Assuming that test automation should mitigate risk, deliver on needed business abilities (speed, cost control, agility etc.), and support your transformational goals, how do we know if we're successful without measuring for these intentions?
Pitfall #4 is not to have effective flight controls.
In our first example , the 200-hour green run - success was measured in functional coverage and equivalent manual hours saved. A simple calculation might demonstrate that an hour of automation covers 20 hours of manual testing. If so, the suite saved us 4K hours of testing, regardless of the fact that our cost-cutting company would have never entertained spending that time to find exactly no defects (the green run). Given the cost-pressure, perhaps a healthier metric would have been cost of maintenance and effectiveness in finding defects?
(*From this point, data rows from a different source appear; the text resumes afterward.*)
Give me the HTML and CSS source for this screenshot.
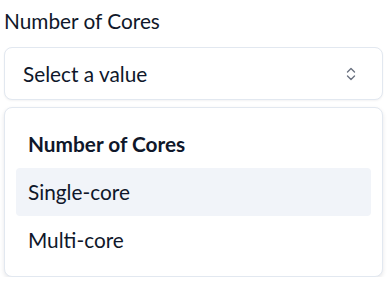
FILE: index.html
```html
<!DOCTYPE html>
<html lang="en">

<head>
  <meta charset="UTF-8" />
  <meta name="viewport" content="width=device-width, initial-scale=1.0" />
  <title>Number of Cores</title>
  <link rel="stylesheet" href="styles.css">
</head>

<body>
  <div class="field">
    <label class="field-label">Number of Cores</label>
    <button class="select-trigger" type="button">
      <span class="select-value">Select a value</span>
      <svg class="select-icon" width="10" height="16" viewBox="0 0 10 16" fill="none">
        <path d="M1.5 6 L5 2.5 L8.5 6" stroke="#6b7280" stroke-width="1.4" stroke-linecap="round" stroke-linejoin="round" />
        <path d="M1.5 10 L5 13.5 L8.5 10" stroke="#6b7280" stroke-width="1.4" stroke-linecap="round" stroke-linejoin="round" />
      </svg>
    </button>
    <ul class="select-menu">
      <li class="menu-group">Number of Cores</li>
      <li class="menu-item on">Single-core</li>
      <li class="menu-item">Multi-core</li>
    </ul>
  </div>
</body>

</html>
```

FILE: styles.css
```css
html, body, div, ul, li {
  padding: 0;margin: 0;
}
ul {
  list-style: none;
}

body {
  font-family: Lato, "Noto Sans", sans-serif;
  font-size: 20.8px;
  color: #0f172a;
  background: #fff;
  padding: 5px 6px 0 4px;
}

.field {
  display: flex;
  flex-direction: column;
}

.field-label {
  line-height: 31px;
  margin-bottom: 11px;
}

.select-trigger {
  display: flex;
  align-items: center;
  justify-content: space-between;
  height: 53px;
  padding: 0 26px 0 18px;
  background: #fff;
  border: 1px solid #e2e8f0;
  border-radius: 8px;
  font: inherit;
  color: #0f172a;
  box-shadow: 0 1px 2px rgba(15, 23, 42, .05);
}

.select-menu {
  margin-top: 7px;
  padding: 12px 11px;
  border: 1px solid #e2e8f0;
  border-radius: 8px;
  background: #fff;
  box-shadow: 0 2px 4px rgba(15, 23, 42, .1);
}

.menu-group {
  font-weight: 700;
  line-height: 31px;
  padding: 8px 12px 9px;
}

.menu-item {
  line-height: 31px;
  padding: 8px 12px 9px;
  border-radius: 4px;
}

.menu-item.on {
  background: #f1f4f9;
}
```
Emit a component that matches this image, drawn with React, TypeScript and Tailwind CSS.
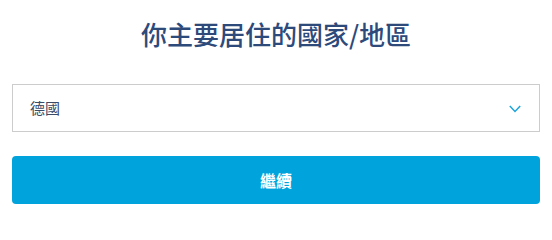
export default function App() {
  return (
    <div className="w-[552px] h-[218px] bg-white px-3 pt-[17px]" style={{ fontFamily: '"Noto Sans CJK TC", "Noto Sans", sans-serif' }}>
      <h1 className="text-center text-[26px] leading-[34px] font-medium text-[#2d4a7b]">你主要居住的國家/地區</h1>
      <div className="mt-[33px] h-[48px] border border-[#cccccc] flex items-center justify-between pl-[17px] pr-[18px]">
        <span className="text-[15px] text-[#3b4a66]">德國</span>
        <svg width="12" height="8" viewBox="0 0 12 8" fill="none" className="mt-[1px]">
          <polyline points="0.8,1 6,6.4 11.2,1" stroke="#1aa3dc" strokeWidth="1.5" />
        </svg>
      </div>
      <button className="mt-[24px] w-full h-[48px] rounded-[4px] bg-[#00a3dc] text-white text-[16px] font-bold">繼續</button>
    </div>
  );
}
In our second example , the Selenium-tested back-end system success was measured in ticket completion (labor-driven). The oversized framework, however, had the interdependency and stability problems that come with top-heavy tests and a long run-time that required a significant number of static test environments to test many changes and branches in parallel. In other words, it was brittle, slow and expensive. If we want to turn this trend around, more useful flight controls would show us that we are successful when run-time decreases to more acceptable levels, test stability rises, and maintenance and environment cost go down over time while quality (e.g. defect slippage) stays level.
Implementing a working automation capability is hard, and it is seductive to rest on our laurels when we get it running and accepted. However, we risk becoming victims of our own success when it becomes detached from risk, change and business health.
The cost we may pay is the loss of agility (more rigid, tightly coupled code), productivity (more maintenance), speed, and of course cost-effectiveness. And these, you may notice, are all the things test automation was supposed to help us achieve.
A remedy is awareness, carefully chosen metrics, and a holistic, risk-driven approach with built-in adaptivity.